• Exercise goal
Transcribe every line exactly. Leave the pictures behind.

• Data provided

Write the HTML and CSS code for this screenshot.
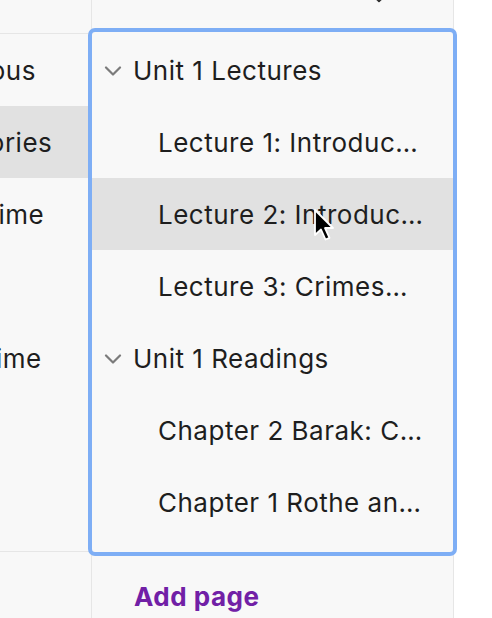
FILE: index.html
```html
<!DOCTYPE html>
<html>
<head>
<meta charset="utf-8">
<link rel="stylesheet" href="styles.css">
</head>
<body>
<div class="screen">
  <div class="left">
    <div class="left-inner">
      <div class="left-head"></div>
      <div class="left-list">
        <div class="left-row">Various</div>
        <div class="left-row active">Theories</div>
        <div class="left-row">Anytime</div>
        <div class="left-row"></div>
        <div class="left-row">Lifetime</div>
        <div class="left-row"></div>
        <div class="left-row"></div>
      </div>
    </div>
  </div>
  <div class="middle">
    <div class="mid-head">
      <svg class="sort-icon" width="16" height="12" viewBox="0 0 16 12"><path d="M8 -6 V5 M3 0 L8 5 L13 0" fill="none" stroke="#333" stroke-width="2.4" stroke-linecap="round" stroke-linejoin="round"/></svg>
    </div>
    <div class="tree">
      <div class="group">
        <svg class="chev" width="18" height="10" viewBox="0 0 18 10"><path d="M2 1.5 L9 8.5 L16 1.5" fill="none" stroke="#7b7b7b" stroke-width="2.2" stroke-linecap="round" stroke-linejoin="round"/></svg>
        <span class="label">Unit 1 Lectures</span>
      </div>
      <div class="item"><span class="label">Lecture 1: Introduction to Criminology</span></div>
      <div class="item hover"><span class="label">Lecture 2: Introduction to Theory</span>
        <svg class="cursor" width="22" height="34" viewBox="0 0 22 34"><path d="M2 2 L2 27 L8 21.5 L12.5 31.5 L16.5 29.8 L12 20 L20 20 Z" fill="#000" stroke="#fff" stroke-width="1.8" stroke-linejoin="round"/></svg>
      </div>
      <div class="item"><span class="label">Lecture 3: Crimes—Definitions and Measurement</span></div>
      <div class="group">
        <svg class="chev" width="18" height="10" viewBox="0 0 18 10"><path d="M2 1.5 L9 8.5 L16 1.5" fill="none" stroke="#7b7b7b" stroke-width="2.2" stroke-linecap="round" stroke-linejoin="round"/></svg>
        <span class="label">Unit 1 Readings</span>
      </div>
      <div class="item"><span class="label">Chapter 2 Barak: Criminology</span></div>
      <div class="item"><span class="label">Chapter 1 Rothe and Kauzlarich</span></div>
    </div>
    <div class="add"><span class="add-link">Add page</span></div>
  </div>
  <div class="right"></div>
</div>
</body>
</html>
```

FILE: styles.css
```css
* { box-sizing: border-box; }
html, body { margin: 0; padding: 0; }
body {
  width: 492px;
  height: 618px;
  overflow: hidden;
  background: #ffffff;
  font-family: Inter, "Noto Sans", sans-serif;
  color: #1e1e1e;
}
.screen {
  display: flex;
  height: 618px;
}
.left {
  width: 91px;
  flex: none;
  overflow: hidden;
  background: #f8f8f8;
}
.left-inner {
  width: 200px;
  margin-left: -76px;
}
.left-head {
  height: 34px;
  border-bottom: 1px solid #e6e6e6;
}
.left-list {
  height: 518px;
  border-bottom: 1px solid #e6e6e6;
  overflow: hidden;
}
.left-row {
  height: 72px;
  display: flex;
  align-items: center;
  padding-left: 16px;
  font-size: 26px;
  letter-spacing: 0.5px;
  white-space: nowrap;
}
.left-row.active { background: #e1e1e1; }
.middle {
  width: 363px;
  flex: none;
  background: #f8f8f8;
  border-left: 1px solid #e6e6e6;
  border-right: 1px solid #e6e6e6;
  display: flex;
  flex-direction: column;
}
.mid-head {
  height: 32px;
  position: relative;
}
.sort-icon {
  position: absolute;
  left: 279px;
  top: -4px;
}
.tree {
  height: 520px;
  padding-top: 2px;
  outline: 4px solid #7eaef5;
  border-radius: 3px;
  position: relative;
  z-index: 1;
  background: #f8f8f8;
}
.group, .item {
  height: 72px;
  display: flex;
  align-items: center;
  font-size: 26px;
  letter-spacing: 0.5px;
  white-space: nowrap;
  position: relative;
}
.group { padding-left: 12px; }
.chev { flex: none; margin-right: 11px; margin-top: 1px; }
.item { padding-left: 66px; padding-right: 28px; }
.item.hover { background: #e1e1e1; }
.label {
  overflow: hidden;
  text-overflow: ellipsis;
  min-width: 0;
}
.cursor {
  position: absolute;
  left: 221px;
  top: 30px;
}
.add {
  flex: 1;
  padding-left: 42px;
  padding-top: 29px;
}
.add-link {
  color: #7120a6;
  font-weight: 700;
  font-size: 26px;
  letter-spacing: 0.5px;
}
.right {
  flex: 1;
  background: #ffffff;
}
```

• Finished exercise
Write the HTML and CSS code for this screenshot.
FILE: index.html
```html
<!DOCTYPE html>
<html>
<head>
<meta charset="utf-8">
<link rel="stylesheet" href="styles.css">
</head>
<body>
<div class="screen">
  <div class="left">
    <div class="left-inner">
      <div class="left-head"></div>
      <div class="left-list">
        <div class="left-row">Various</div>
        <div class="left-row active">Theories</div>
        <div class="left-row">Anytime</div>
        <div class="left-row"></div>
        <div class="left-row">Lifetime</div>
        <div class="left-row"></div>
        <div class="left-row"></div>
      </div>
    </div>
  </div>
  <div class="middle">
    <div class="mid-head">
      <svg class="sort-icon" width="16" height="12" viewBox="0 0 16 12"><path d="M8 -6 V5 M3 0 L8 5 L13 0" fill="none" stroke="#333" stroke-width="2.4" stroke-linecap="round" stroke-linejoin="round"/></svg>
    </div>
    <div class="tree">
      <div class="group">
        <svg class="chev" width="18" height="10" viewBox="0 0 18 10"><path d="M2 1.5 L9 8.5 L16 1.5" fill="none" stroke="#7b7b7b" stroke-width="2.2" stroke-linecap="round" stroke-linejoin="round"/></svg>
        <span class="label">Unit 1 Lectures</span>
      </div>
      <div class="item"><span class="label">Lecture 1: Introduction to Criminology</span></div>
      <div class="item hover"><span class="label">Lecture 2: Introduction to Theory</span>
        <svg class="cursor" width="22" height="34" viewBox="0 0 22 34"><path d="M2 2 L2 27 L8 21.5 L12.5 31.5 L16.5 29.8 L12 20 L20 20 Z" fill="#000" stroke="#fff" stroke-width="1.8" stroke-linejoin="round"/></svg>
      </div>
      <div class="item"><span class="label">Lecture 3: Crimes—Definitions and Measurement</span></div>
      <div class="group">
        <svg class="chev" width="18" height="10" viewBox="0 0 18 10"><path d="M2 1.5 L9 8.5 L16 1.5" fill="none" stroke="#7b7b7b" stroke-width="2.2" stroke-linecap="round" stroke-linejoin="round"/></svg>
        <span class="label">Unit 1 Readings</span>
      </div>
      <div class="item"><span class="label">Chapter 2 Barak: Criminology</span></div>
      <div class="item"><span class="label">Chapter 1 Rothe and Kauzlarich</span></div>
    </div>
    <div class="add"><span class="add-link">Add page</span></div>
  </div>
  <div class="right"></div>
</div>
</body>
</html>
```

FILE: styles.css
```css
* { box-sizing: border-box; }
html, body { margin: 0; padding: 0; }
body {
  width: 492px;
  height: 618px;
  overflow: hidden;
  background: #ffffff;
  font-family: Inter, "Noto Sans", sans-serif;
  color: #1e1e1e;
}
.screen {
  display: flex;
  height: 618px;
}
.left {
  width: 91px;
  flex: none;
  overflow: hidden;
  background: #f8f8f8;
}
.left-inner {
  width: 200px;
  margin-left: -76px;
}
.left-head {
  height: 34px;
  border-bottom: 1px solid #e6e6e6;
}
.left-list {
  height: 518px;
  border-bottom: 1px solid #e6e6e6;
  overflow: hidden;
}
.left-row {
  height: 72px;
  display: flex;
  align-items: center;
  padding-left: 16px;
  font-size: 26px;
  letter-spacing: 0.5px;
  white-space: nowrap;
}
.left-row.active { background: #e1e1e1; }
.middle {
  width: 363px;
  flex: none;
  background: #f8f8f8;
  border-left: 1px solid #e6e6e6;
  border-right: 1px solid #e6e6e6;
  display: flex;
  flex-direction: column;
}
.mid-head {
  height: 32px;
  position: relative;
}
.sort-icon {
  position: absolute;
  left: 279px;
  top: -4px;
}
.tree {
  height: 520px;
  padding-top: 2px;
  outline: 4px solid #7eaef5;
  border-radius: 3px;
  position: relative;
  z-index: 1;
  background: #f8f8f8;
}
.group, .item {
  height: 72px;
  display: flex;
  align-items: center;
  font-size: 26px;
  letter-spacing: 0.5px;
  white-space: nowrap;
  position: relative;
}
.group { padding-left: 12px; }
.chev { flex: none; margin-right: 11px; margin-top: 1px; }
.item { padding-left: 66px; padding-right: 28px; }
.item.hover { background: #e1e1e1; }
.label {
  overflow: hidden;
  text-overflow: ellipsis;
  min-width: 0;
}
.cursor {
  position: absolute;
  left: 221px;
  top: 30px;
}
.add {
  flex: 1;
  padding-left: 42px;
  padding-top: 29px;
}
.add-link {
  color: #7120a6;
  font-weight: 700;
  font-size: 26px;
  letter-spacing: 0.5px;
}
.right {
  flex: 1;
  background: #ffffff;
}
```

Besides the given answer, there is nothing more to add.